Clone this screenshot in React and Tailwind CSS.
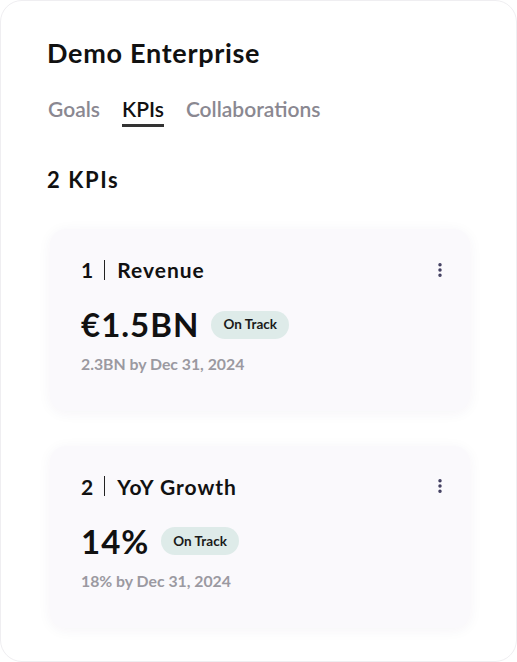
import { EllipsisVertical } from "lucide-react";

const kpis = [
  { id: 1, name: "Revenue", value: "€1.5BN", target: "2.3BN by Dec 31, 2024" },
  { id: 2, name: "YoY Growth", value: "14%", target: "18% by Dec 31, 2024" },
];

function KpiCard({ kpi }) {
  return (
    <div className="w-[420px] rounded-[16px] bg-[#faf9fc] pl-[31px] pr-[21px] pt-[30px] pb-[39px] shadow-[0_2px_14px_rgba(60,40,90,0.05)]">
      <div className="flex items-center justify-between">
        <div className="flex items-center text-[21px] font-bold leading-none tracking-[1px] text-[#111]">
          <span>{kpi.id}</span>
          <span className="ml-[10px] mr-[12px] h-[20px] w-px bg-[#222]" />
          <span>{kpi.name}</span>
        </div>
        <EllipsisVertical className="h-[18px] w-[18px] text-[#3d3a5c]" strokeWidth={2.6} />
      </div>
      <div className="mt-[28px] flex items-center gap-[12px]">
        <span className="text-[33px] font-bold leading-none tracking-[1px] text-[#111]">{kpi.value}</span>
        <span className="flex h-[28px] items-center rounded-full bg-[#deebe9] px-[12px] text-[13.5px] font-bold text-[#1a1a1a]">
          On Track
        </span>
      </div>
      <div className="mt-[15px] text-[15.8px] font-bold leading-none text-[#9b99a1]">{kpi.target}</div>
    </div>
  );
}

export default function App() {
  return (
    <div
      className="h-[662px] w-[517px] overflow-hidden rounded-[22px] border border-[#efeef1] bg-white pl-[46px] pt-[38px]"
      style={{ fontFamily: "Lato, 'Open Sans', sans-serif" }}
    >
      <h1 className="text-[27px] font-bold leading-none tracking-[0.7px] text-[#111]">Demo Enterprise</h1>

      {/* tabs */}
      <div className="mt-[32px] flex gap-[22px] pl-[1px] text-[21px] font-semibold leading-none">
        <span className="pb-[6px] text-[#8a8891]">Goals</span>
        <span className="border-b-[3px] border-[#333] pb-[5px] text-[#111]">KPIs</span>
        <span className="pb-[6px] text-[#8a8891]">Collaborations</span>
      </div>

      <h2 className="mt-[42px] text-[22px] font-bold leading-none tracking-[1.6px] text-[#111]">2 KPIs</h2>

      <div className="mt-[38px] flex flex-col gap-[35px] pl-[3px]">
        {kpis.map((k) => (
          <KpiCard key={k.id} kpi={k} />
        ))}
      </div>
    </div>
  );
}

▸ Goal
Repeat the listing in full and exactly. Do not include any images.

▸ Task result
Clone this screenshot in React and Tailwind CSS.
import { EllipsisVertical } from "lucide-react";

const kpis = [
  { id: 1, name: "Revenue", value: "€1.5BN", target: "2.3BN by Dec 31, 2024" },
  { id: 2, name: "YoY Growth", value: "14%", target: "18% by Dec 31, 2024" },
];

function KpiCard({ kpi }) {
  return (
    <div className="w-[420px] rounded-[16px] bg-[#faf9fc] pl-[31px] pr-[21px] pt-[30px] pb-[39px] shadow-[0_2px_14px_rgba(60,40,90,0.05)]">
      <div className="flex items-center justify-between">
        <div className="flex items-center text-[21px] font-bold leading-none tracking-[1px] text-[#111]">
          <span>{kpi.id}</span>
          <span className="ml-[10px] mr-[12px] h-[20px] w-px bg-[#222]" />
          <span>{kpi.name}</span>
        </div>
        <EllipsisVertical className="h-[18px] w-[18px] text-[#3d3a5c]" strokeWidth={2.6} />
      </div>
      <div className="mt-[28px] flex items-center gap-[12px]">
        <span className="text-[33px] font-bold leading-none tracking-[1px] text-[#111]">{kpi.value}</span>
        <span className="flex h-[28px] items-center rounded-full bg-[#deebe9] px-[12px] text-[13.5px] font-bold text-[#1a1a1a]">
          On Track
        </span>
      </div>
      <div className="mt-[15px] text-[15.8px] font-bold leading-none text-[#9b99a1]">{kpi.target}</div>
    </div>
  );
}

export default function App() {
  return (
    <div
      className="h-[662px] w-[517px] overflow-hidden rounded-[22px] border border-[#efeef1] bg-white pl-[46px] pt-[38px]"
      style={{ fontFamily: "Lato, 'Open Sans', sans-serif" }}
    >
      <h1 className="text-[27px] font-bold leading-none tracking-[0.7px] text-[#111]">Demo Enterprise</h1>

      {/* tabs */}
      <div className="mt-[32px] flex gap-[22px] pl-[1px] text-[21px] font-semibold leading-none">
        <span className="pb-[6px] text-[#8a8891]">Goals</span>
        <span className="border-b-[3px] border-[#333] pb-[5px] text-[#111]">KPIs</span>
        <span className="pb-[6px] text-[#8a8891]">Collaborations</span>
      </div>

      <h2 className="mt-[42px] text-[22px] font-bold leading-none tracking-[1.6px] text-[#111]">2 KPIs</h2>

      <div className="mt-[38px] flex flex-col gap-[35px] pl-[3px]">
        {kpis.map((k) => (
          <KpiCard key={k.id} kpi={k} />
        ))}
      </div>
    </div>
  );
}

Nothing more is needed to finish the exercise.